What’s at the center of these unique patterns? Determining who you are talking to, where they came from, and what they are seeking allows you to deliver targeted content at the best time to engage them (remember, there are people on the other end of those Gmail and Outlook addresses).
BOFU (Bottom of Funnel)
Bottom-of-the-funnel or decision-stage content is the content that you can use to position your brand above competitors and start building relationships. During the decision stage, potential buyers are looking to evaluate and compare specific products or solutions in the marketplace.
Up until this point in the decision journey, the prospect wasn’t ready to see this kind of information. And sending decision-stage content to prospects before they’re interested will likely get you ignored, or even worse, annoy them. Think of someone proposing on the first date — it’s likely not going to succeed down the road.
This is the time to get into the nitty gritty of content. At this stage, you should be serving content that is personalized or relevant to every lead.

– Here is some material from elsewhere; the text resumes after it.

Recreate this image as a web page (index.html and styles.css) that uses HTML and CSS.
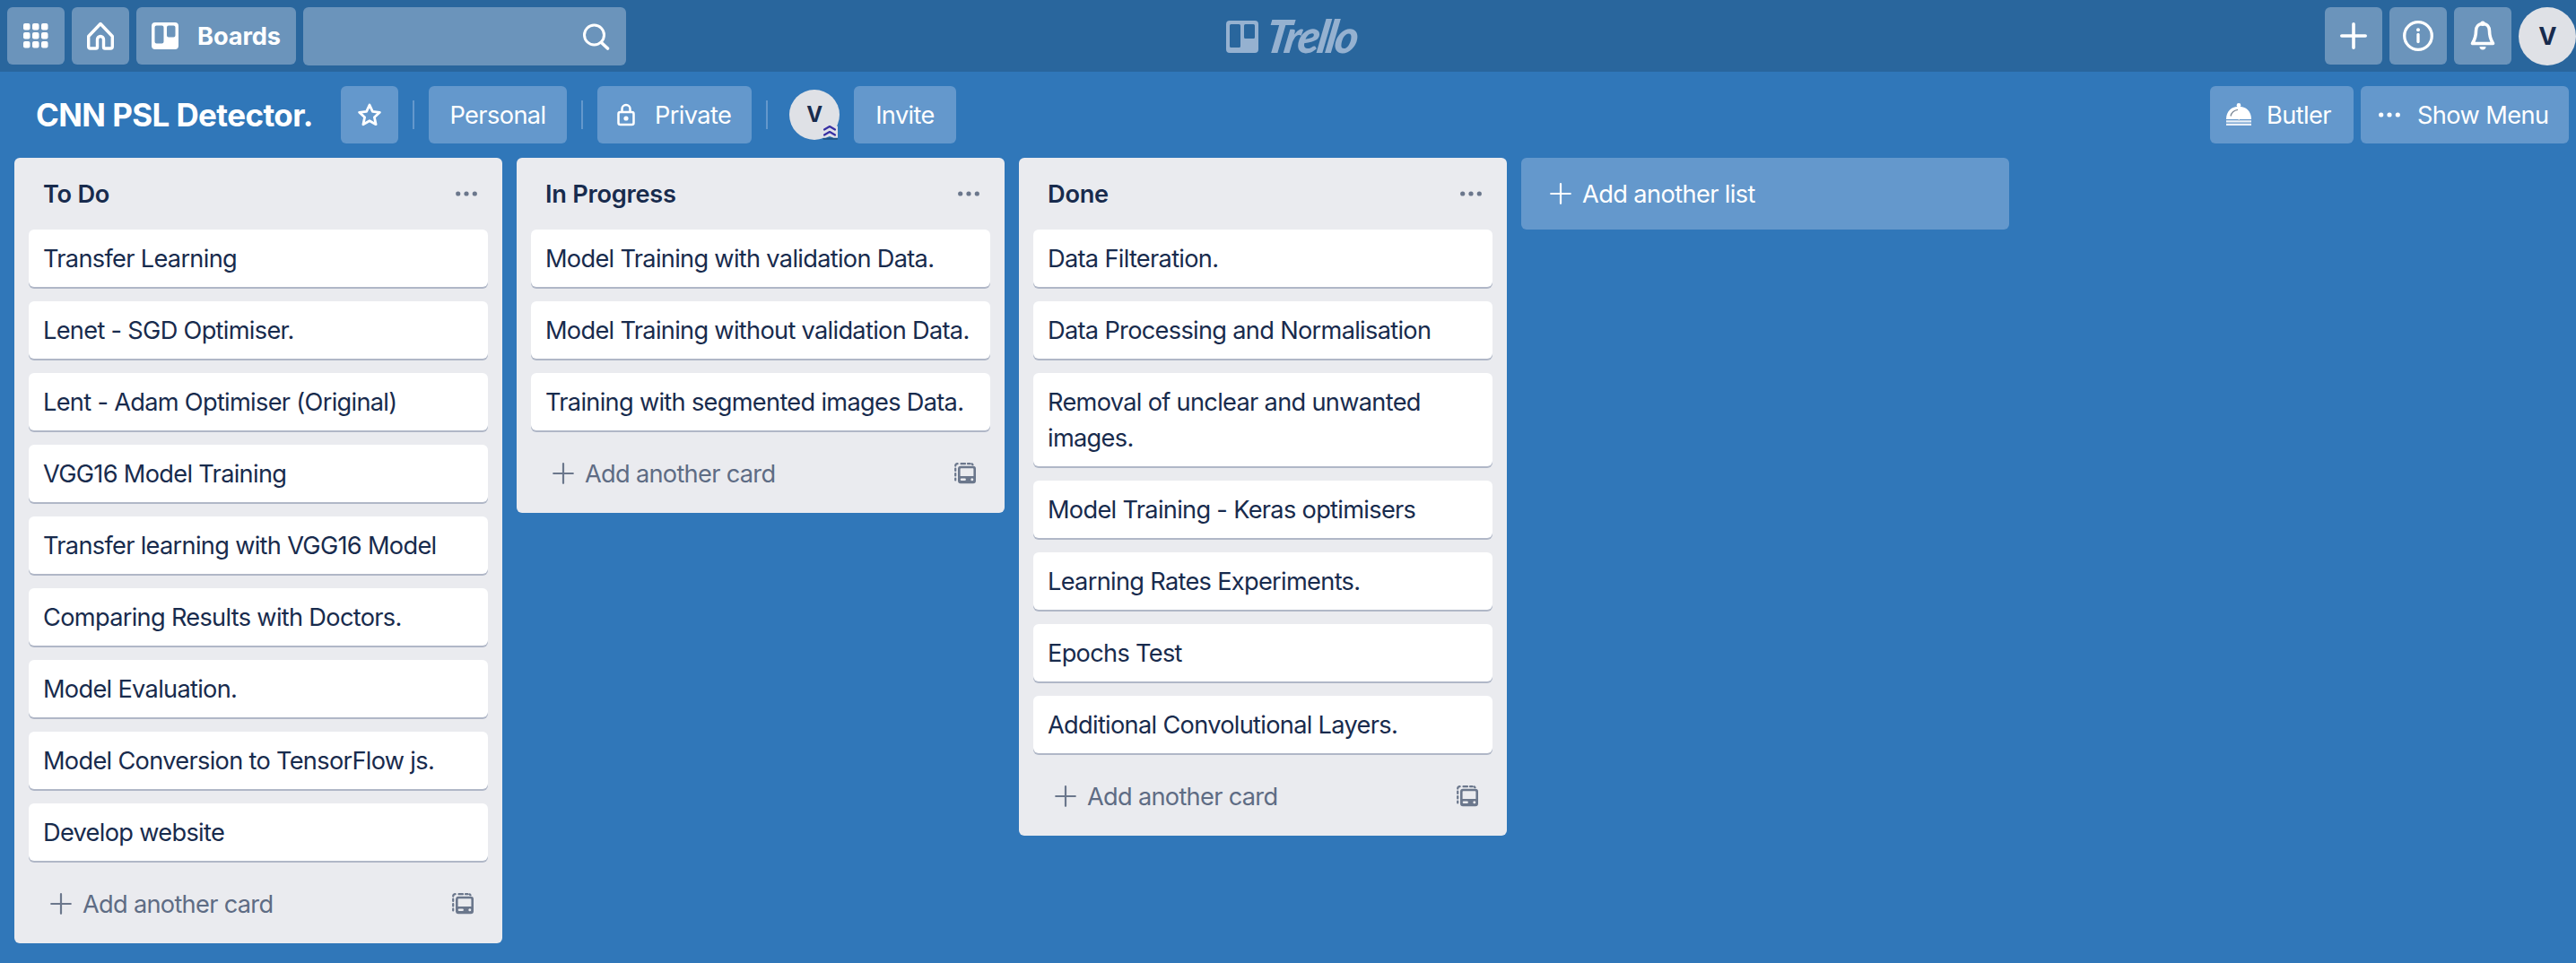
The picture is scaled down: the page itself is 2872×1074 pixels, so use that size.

BOFU content should showcase your product, demonstrating how it works, showing off features, and outlining specific benefits customers can expect. Now is the time to demonstrate how your product or service solves specific pain points and leaves the competition in the dust.
Here are some ideas for BOFU content:
- Product demo: Allow customers to see how your product actually works. According to a survey by WyzOwl, 95% of video marketers say video has helped increase user understanding of their product or service. Whether on-site, live or in a video, showcase features and relate them back to their own company. Make them feel like they are already a part of the product.
- Product comparisons: Present detailed graphics or documents that go in-depth with the product. Particularly if you know a customer will likely seek out comparative information between you and a competitor, it’s a great idea to be ready with content to answer that search. Here’s a great guide from the Weidert Group about this specific approach.
- Free trial: Let buyers test your product out without making a big commitment and let them decide for themselves without pressure. Benchmarks differ based on your method, but free trial products requiring a credit card have shown paid conversion rates of up to 30%.
- Testimonials and case studies: Customer success cases are also important in this final stage, as they provide tangible external validation. And according to Big Commerce, 88% of consumers trust online testimonials and reviews as much as recommendations from friends or family.
Decision-stage content is a critical part of your inbound marketing strategy that shouldn’t be overlooked. A common mistake is to assume that once someone becomes a customer, their journey is complete. Truth is, it’s just as crucial to keep nurturing them through content to convert them into brand advocates and life-long patrons. This is an ongoing cycle that doesn’t have a finish line.